The scenario: sometime in June during the 21st century when you’re sitting there in your cap and gown waiting to be called to receive that cherished diploma you’ve worked so hard for the past four years to attain.
Anticipation is extreme at this dreamy high school graduation and nearly everybody in the seats surrounding you is excited about which colleges or universities they will attend next fall. Your friends and family are in the audience celebrating your many academic accomplishments.
Maybe you made honor roll or were even the class valedictorian. The principal and your teachers are extolling the crowd with their pride over your immense growth, motivation and potential.
Perhaps the theme for this graduation follows a cliché like, “The world is your oyster,” or “Dare to Dream.” But you have a secret. You know in your heart that your oyster has probably been slammed shut, possibly forever. You know in your spirit that dreams aren’t meant for you.
This dark secret is one that’s been kept from you for as long as you can remember. You probably learned about it when you told your parents you wanted to apply for financial aid to attend the university of your choice, knowing that you met the qualifications for acceptance.

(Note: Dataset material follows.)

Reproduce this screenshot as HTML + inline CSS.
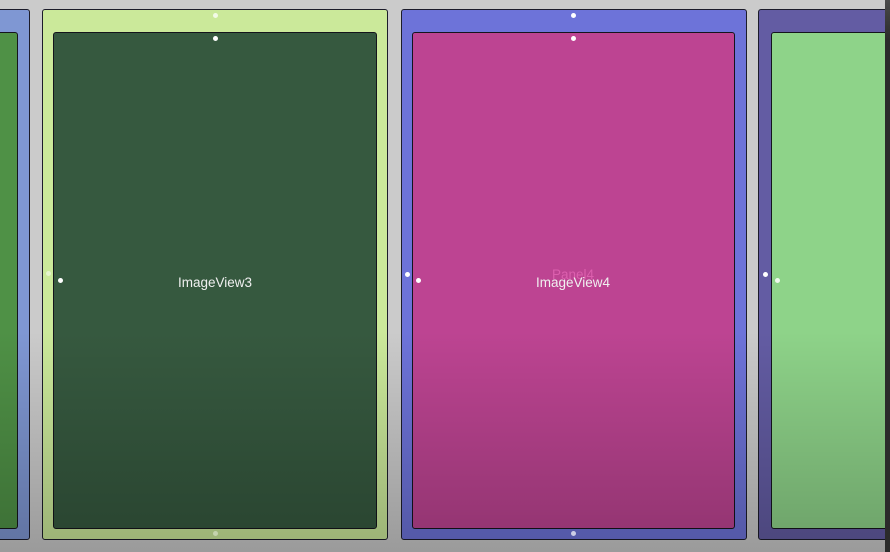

Your parents told you that you cannot apply for financial aid because you are an “illegal alien.” They had to keep the secret either because they didn’t want you stigmatized by your peers, or they didn’t want immigration authorities hunting you down for deportation.
‘Criminal’ label is unjust
None of the above mentioned scenario is rhetoric or hyperbole based on wild liberal fantasy. It’s all too real for many college hopefuls facing a period of national anti-immigration hysteria. Read the headlines in just about any newspaper. Listen to the sound bites and watch the short immigrant-bashing video clips on the evening news.
It’s a reality endured by the majority of an estimated 25,000 California high school graduates each year. It’s a seemingly never-ending nightmare shared by approximately 65,000 undocumented high school grads throughout the U.S. every spring.
But hardly any of these youth broke laws to get here. They are the collateral damage of their parents’ decisions, for whatever reason or purpose, to be here without proper governmental permission. Does that mean the children should be labeled “illegal,” deemed criminals and prohibited from chasing the dream of a quality education, a good job and a decent, productive future?
The quick answer is, “Hell no!”
Opportunity to DREAM
There are passages in most holy books that assume similar concepts of not punishing children for the actions of their parents. The admonitions deal not with how to punish entire families, but how to develop equitable societies where everybody who works hard has a chance.
The Daily Forty-Niner has written extensively in the past supporting the California Development, Relief and Education for Alien Minors Act. We continue to support Sen. Gilbert Cedillo’s SB 1301, the California DREAM Act, because most of us know and love one or more undocumented Cal State Long Beach students.
But our editorials aren’t focused solely on our empathy for one or two students we sit next to in a few classes. We care about the opportunities that should be made available to all of the more than 250 CSULB AB 540 students — so named for a temporary law that allows undocumented youth to pay resident tuition — because the DREAM Act is a humanitarian effort.
We back this bill because we also dream.
The recurring nightmare
The DREAM Act is not a charity cause. It takes no monies from federal or state financial aid pools, but instead makes it possible for undocumented students to apply for aid distributed by individual campuses.
To qualify, students must meet certain state-mandated criteria. They must have attended a California high school for at least three years and earned either a diploma or its equivalency. They also must sign an affidavit promising that they will apply for permanent residence when they are eligible.
The DREAM Act, however, is not in extreme danger of being rejected by the California State Assembly or Senate. Those bodies have already passed SB 1301. Instead, as has happened several times prior, SB 1301 is in jeopardy of gubernatorial veto.
The bill will be on Gov. Arnold Schwarzenegger’s desk this Thursday and he has until Sept 30 to either sign or veto it. If he does neither, it will become law by default.
According to one legislative consultant, the DREAM Act’s fate can turn in a few different directions, primarily at Schwarzenegger’s whim.
One possibility when SB 1301 hits the governor’s desk is that some huge national story will break and Schwarzenegger will veto it, secure that his inaction will go unnoticed.
If he vetoes it, the bill is returned to the original house, where a vote can be taken to override the veto. A veto override would require a two-thirds majority vote in each house, which would be highly unlikely.
Another possibility is that he will sign the bill amid the grandeur and spectacle reserved for a Hollywood action hero.
That’s the marquee signature of human concern we hope to see. That’s the type of leadership that will show how dreams really can come true in California — no matter where a child was born.